There can be very few farmers who do not know of a friend or colleague that has taken his own life. I have known several over the past fifty years. Although there is some doubt about definitions, the statistics are horrific, one farmer or farm worker commits suicide for every week of the year. That level of despair and misery is a tragedy and a national disgrace.
Farming can be a very lonely and isolated existence. It is always said that it is not so much a job as a way of life and that is part of the problem. The hours are very long, at least at certain times of the year, and the farmer lives on site, making it more difficult to switch off when the work is done. I remember, many years ago, a friend telling me that he could cope with being the boy doing all the dirty jobs because he knew, in time, that he would become the gaffer and there would be boys to do the heavy work. But he was wrong because, by the time he became the gaffer, the boys were long gone and he still had to do the dirty jobs on his own.
Most farmers come into farming because their fathers were farmers before them. That was certainly true in my case, it never occurred to me to do anything else. The boy, or often the girl, is expected to take on the family business as, in many cases, the farm has been in hand for generations. The lucky ones take courses at an agricultural college or even go to university for a degree and perhaps have a year or two working elsewhere to get more experience. But there are many who leave school at the earliest opportunity to start work on the farm.
The skills required to be a successful farmer are broad and varied. Husbandry, of course, the ability to grow crops or rear animals is essential but that is becoming increasingly scientific and technical. IT skills are necessary too, partly because of the ever increasing technology, such as robotics, but also to be able to complete the mountain of paperwork involved, increasingly online. Finally, the farmer has to be an entrepreneur with financial and the other skills required to run a successful business. There are many farmers who struggle with some aspects, perhaps without the expertise or training to cope.
The arable farmer may be sitting on a tractor for long hours, the dairy farmer gets up before dawn to milk his cows. The livestock farmer in the uplands may spend much of his time out on the fells tending his animals. The weather is unpredictable and one spell may ruin months of work. Digging sheep out of snow drifts as happened during the Beast from the East last year, watching crops die back as drought takes hold is hard to take. Disease is as bad, such as the Foot and Mouth outbreak of 2001 when many thousands of animals were slaughtered. Bovine tuberculosis in cattle has caused great despair, especially when many years of careful breed improvement is lost along with the compulsory slaughter. The late payment of Government grants plays havoc with cash flow and yet the Rural Payments Agency seems incapable of paying everyone on time.
There are far fewer people working on farms than there were a generation ago. Farmers may feel isolated, especially if they live in remote rural areas. Many are unwilling to discuss their problems with their wives or families because they feel that they are letting down their loved ones, showing weakness. At times of great despair they may think that suicide is the only way out and, as farmers, have the means to hand, whether that be access to poisons or the shotgun. But that only creates greater problems for those left behind.

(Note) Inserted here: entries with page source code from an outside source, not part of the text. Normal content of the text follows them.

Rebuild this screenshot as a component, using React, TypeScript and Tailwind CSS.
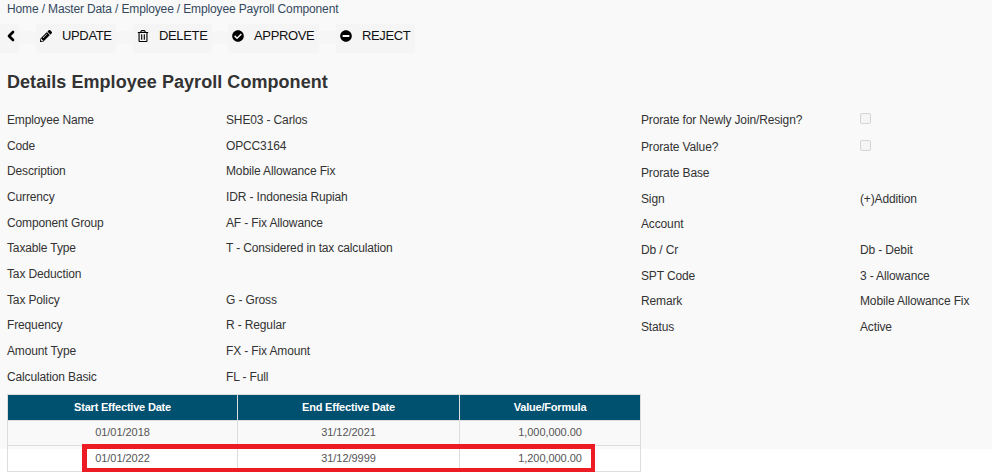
import { ChevronLeft } from 'lucide-react'
import { FaCheckCircle, FaMinusCircle, FaPencilAlt, FaRegTrashAlt } from 'react-icons/fa'

const leftRows = [
  ['Employee Name', 'SHE03 - Carlos'],
  ['Code', 'OPCC3164'],
  ['Description', 'Mobile Allowance Fix'],
  ['Currency', 'IDR - Indonesia Rupiah'],
  ['Component Group', 'AF - Fix Allowance'],
  ['Taxable Type', 'T - Considered in tax calculation'],
  ['Tax Deduction', ''],
  ['Tax Policy', 'G - Gross'],
  ['Frequency', 'R - Regular'],
  ['Amount Type', 'FX - Fix Amount'],
  ['Calculation Basic', 'FL - Full'],
]

const rightRows = [
  ['Prorate Base', ''],
  ['Sign', '(+)Addition'],
  ['Account', ''],
  ['Db / Cr', 'Db - Debit'],
  ['SPT Code', '3 - Allowance'],
  ['Remark', 'Mobile Allowance Fix'],
  ['Status', 'Active'],
]

const periods = [
  { cells: ['01/01/2018', '31/12/2021', '1,000,000.00'], height: 'h-[25px]' },
  { cells: ['01/01/2022', '31/12/9999', '1,200,000.00'], height: 'h-[26px]' },
]

function ToolButton({ icon, label, width }: { icon: React.ReactNode; label: string; width: string }) {
  return (
    <div className={`flex h-[29px] items-center gap-[10px] bg-[#f5f5f5] pb-[5px] pl-[4px] text-[13px] tracking-[-0.35px] text-[#111] ${width}`}>
      <span className="flex w-[12px] justify-center">{icon}</span>
      <span>{label}</span>
    </div>
  )
}

function Spacer({ width }: { width: string }) {
  return <div className={`mb-[2px] h-[13px] bg-[#f6f6f6] ${width}`} />
}

function CheckRow({ label }: { label: string }) {
  return (
    <div className="flex h-[27px] items-center">
      <div className="w-[219px]">{label}</div>
      <div className="mb-[3px] h-[11px] w-[11px] rounded-[2px] border border-[#d5d5d5] bg-[#f5f5f5]" />
    </div>
  )
}

export default function App() {
  return (
    <div className="relative h-[476px] w-[992px] overflow-hidden bg-white font-['Liberation_Sans',sans-serif] text-[12px] tracking-[-0.14px] text-[#333]">
      <div className="h-[449px] bg-[#f9f9f9]">
        <div className="px-[7px] pt-[1px] text-[12px] leading-[16px] text-[#34495e]">
          Home / Master Data / Employee / Employee Payroll Component
        </div>
        <div className="mt-[7px] flex items-center">
          <div className="flex h-[29px] w-[19px] items-center justify-center bg-[#f5f5f5] pb-[5px] pl-[3px]">
            <ChevronLeft size={16} strokeWidth={4} className="text-black" />
          </div>
          <Spacer width="w-[17px]" />
          <ToolButton width="w-[80px]" icon={<FaPencilAlt size={12} className="text-black" />} label="UPDATE" />
          <Spacer width="w-[17px]" />
          <ToolButton width="w-[79px]" icon={<FaRegTrashAlt size={12} className="text-black" />} label="DELETE" />
          <Spacer width="w-[16px]" />
          <ToolButton width="w-[91px]" icon={<FaCheckCircle size={12} className="text-black" />} label="APPROVE" />
          <Spacer width="w-[17px]" />
          <ToolButton width="w-[79px]" icon={<FaMinusCircle size={12} className="text-black" />} label="REJECT" />
        </div>
        <h1 className="mt-[15px] pl-[7px] text-[18px] leading-[28px] font-bold tracking-[0.05px] text-[#333]">
          Details Employee Payroll Component
        </h1>
        <div className="mt-[11px] flex pl-[7px]">
          <div className="w-[634px]">
            {leftRows.map(([label, value]) => (
              <div key={label} className="flex h-[25.7px] items-center">
                <div className="w-[219px]">{label}</div>
                <div>{value}</div>
              </div>
            ))}
          </div>
          <div className="-mt-[1px]">
            <CheckRow label="Prorate for Newly Join/Resign?" />
            <CheckRow label="Prorate Value?" />
            {rightRows.map(([label, value]) => (
              <div key={label} className="flex h-[25.7px] items-center">
                <div className="w-[219px]">{label}</div>
                <div>{value}</div>
              </div>
            ))}
          </div>
        </div>
      </div>

      {/* date table sits across the grey/white boundary */}
      <table className="absolute top-[394px] left-[7px] w-[634px] table-fixed border-collapse border border-[#ddd] text-center text-[11px] tracking-[-0.05px] text-[#555]">
        <thead>
          <tr className="h-[26px] bg-[#00506f] text-white">
            <th className="w-[230px] border border-[#ddd] font-bold tracking-[-0.2px]">Start Effective Date</th>
            <th className="w-[222px] border border-[#ddd] font-bold tracking-[-0.2px]">End Effective Date</th>
            <th className="border border-[#ddd] font-bold tracking-[-0.2px]">Value/Formula</th>
          </tr>
        </thead>
        <tbody>
          {periods.map((row) => (
            <tr key={row.cells[0]} className={row.height}>
              {row.cells.map((cell) => (
                <td key={cell} className="border border-[#ddd] pb-[1px]">
                  {cell}
                </td>
              ))}
            </tr>
          ))}
        </tbody>
      </table>

      {/* red highlight drawn over the screenshot */}
      <div className="absolute top-[444px] left-[82px] h-[28px] w-[513px] border-[4px] border-t-[5px] border-l-[5px] border-[#ed1c24]" />
    </div>
  )
}
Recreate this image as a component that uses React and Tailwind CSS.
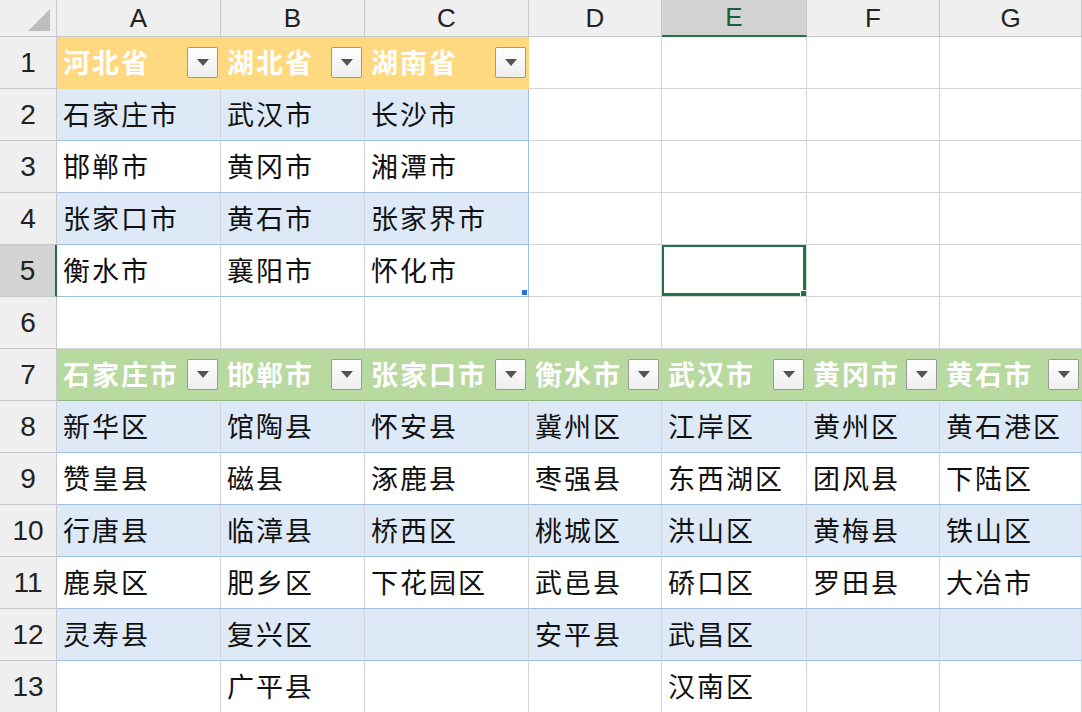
import React from "react";

const cols = ["A","B","C","D","E","F","G"];
const t1h = ["河北省","湖北省","湖南省"];
const t1 = [["石家庄市","武汉市","长沙市"],["邯郸市","黄冈市","湘潭市"],["张家口市","黄石市","张家界市"],["衡水市","襄阳市","怀化市"]];
const t2h = ["石家庄市","邯郸市","张家口市","衡水市","武汉市","黄冈市","黄石市"];
const t2 = [
  ["新华区","馆陶县","怀安县","冀州区","江岸区","黄州区","黄石港区"],
  ["赞皇县","磁县","涿鹿县","枣强县","东西湖区","团风县","下陆区"],
  ["行唐县","临漳县","桥西区","桃城区","洪山区","黄梅县","铁山区"],
  ["鹿泉区","肥乡区","下花园区","武邑县","硚口区","罗田县","大冶市"],
  ["灵寿县","复兴区","","安平县","武昌区","",""],
  ["","广平县","","","汉南区","",""],
];

function Drop() {
  return (
    <div className="ml-auto mr-[2px] shrink-0 w-[31px] h-[31px] bg-gradient-to-b from-white to-[#eeeeee] border border-[#9a9a9a] rounded-[2px] flex items-center justify-center">
      <svg width="12" height="7" viewBox="0 0 12 7"><path d="M0 0H12L6 7Z" fill="#555"/></svg>
    </div>
  );
}

export default function App() {
  const font = { fontFamily: '"Noto Sans CJK SC","Liberation Sans",sans-serif' };
  const cells = [];
  cells.push(
    <div key="corner" className="bg-[#efefef] border-r border-b border-[#c8c8c8] flex items-end justify-end pr-[6px] pb-[5px]">
      <svg width="22" height="22"><path d="M22 0V22H0Z" fill="#bdbdbd"/></svg>
    </div>
  );
  cols.forEach((c) => {
    const sel = c === "E";
    cells.push(
      <div key={c} className={`flex items-center justify-center text-[26px] border-r border-[#c8c8c8] ${sel ? "bg-[#d3d3d3] border-b-2 border-b-[#217346] text-[#1e5d3a]" : "bg-[#efefef] border-b border-b-[#c8c8c8] text-[#222]"}`} style={{ fontFamily: '"Liberation Sans",sans-serif' }}>{c}</div>
    );
  });
  for (let r = 1; r <= 13; r++) {
    const selRow = r === 5;
    cells.push(
      <div key={"rh" + r} className={`flex items-center justify-center text-[28px] text-[#222] border-b border-[#c8c8c8] ${selRow ? "bg-[#d3d3d3] border-r-2 border-r-[#217346]" : "bg-[#efefef] border-r border-r-[#c8c8c8]"}`} style={{ fontFamily: '"Liberation Sans",sans-serif' }}>{r}</div>
    );
    cols.forEach((c, ci) => {
      let cls = "relative flex items-center pl-[6px] text-[27px] tracking-[2px] border-r border-b border-[#d4d4d4] text-[#111] whitespace-nowrap overflow-hidden";
      let content = null;
      let extra = null;
      if (r === 1 && ci < 3) {
        cls += " bg-[#ffd97f] font-bold text-white border-r-[#ffd97f] border-b-[#ffd97f]";
        content = t1h[ci];
        extra = <Drop />;
      } else if (r >= 2 && r <= 5 && ci < 3) {
        cls += (r % 2 === 0 ? " bg-[#dde9f6]" : " bg-white") + " border-b-[#9fbfe0]";
        if (ci === 2) cls += " border-r-[#9fbfe0]";
        content = t1[r - 2][ci];
        if (r === 5 && ci === 2) extra = <div className="absolute right-[1px] bottom-[1px] w-[5px] h-[5px] bg-[#2e6fd8]" />;
      } else if (r === 7) {
        cls += " bg-[#b8d9a0] font-bold text-white border-r-[#b8d9a0] border-b-[#8fb98a]";
        content = t2h[ci];
        extra = <Drop />;
      } else if (r >= 8) {
        cls += (r % 2 === 0 ? " bg-[#dde9f6]" : " bg-white") + " border-b-[#9fbfe0]";
        content = t2[r - 8][ci];
      }
      if (r === 5 && c === "E") {
        extra = (
          <div className="absolute -left-px -top-px right-0 bottom-0 border-[3px] border-[#217346]">
            <div className="absolute -right-[6px] -bottom-[6px] w-[9px] h-[9px] bg-[#217346] border border-white" />
          </div>
        );
      }
      cells.push(<div key={c + r} className={cls}>{content}{extra}</div>);
    });
  }
  return (
    <div className="w-[1082px] h-[712px] overflow-hidden bg-white" style={font}>
      <div className="grid grid-cols-[57px_164px_144px_164px_133px_145px_133px_142px] grid-rows-[37px_repeat(13,52px)]">
        {cells}
      </div>
    </div>
  );
}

I was lucky, I had few of these problems in my farming career. I had good staff on the farm and the support of family and friends. Nevertheless, I felt hemmed in at times. I became a magistrate and sat on the bench once or twice a month. However overwhelming my problems felt as I drove to court, by the time I had heard the evidence of others’ difficulties, I had a totally different perspective on my way home.
There are several charities carrying out great work to alleviate the stress. The Farming Help Group is composed of the Farming Community Network, the Addington Fund and RABI, the Royal Agricultural Benevolent Institution. The Farming Community Network was set up in 1995 as the Farm Crisis Network, changing its name in 2013. It has both telephone and internet helplines and over 400 volunteers organised in county groups. They take 100 to 150 calls each month which are passed onto local volunteers who also receive another 150 to 200 enquiries a month. The Addington Fund and RABI both can help financially, with housing after retirement or short terms grants to help with disability, care home or relief farm staff.
Farming may be a wonderful life but it can bring a lot of stress and despair. Many rural villages have become mere dormitories with a loss of community cohesion and spirit adding to the sense of isolation. Suicide is a tragic loss of life that reverberates through the farming community, a waste of humanity. The United Kingdom is not alone, the rate in France is one farmer every two days, little better in the United States. All of us must play our part is alleviating this appalling loss, by donating to the charities that could do more with greater funding, but above all, by demonstrating our love and support for our friends and neighbours to lift the isolation and despair.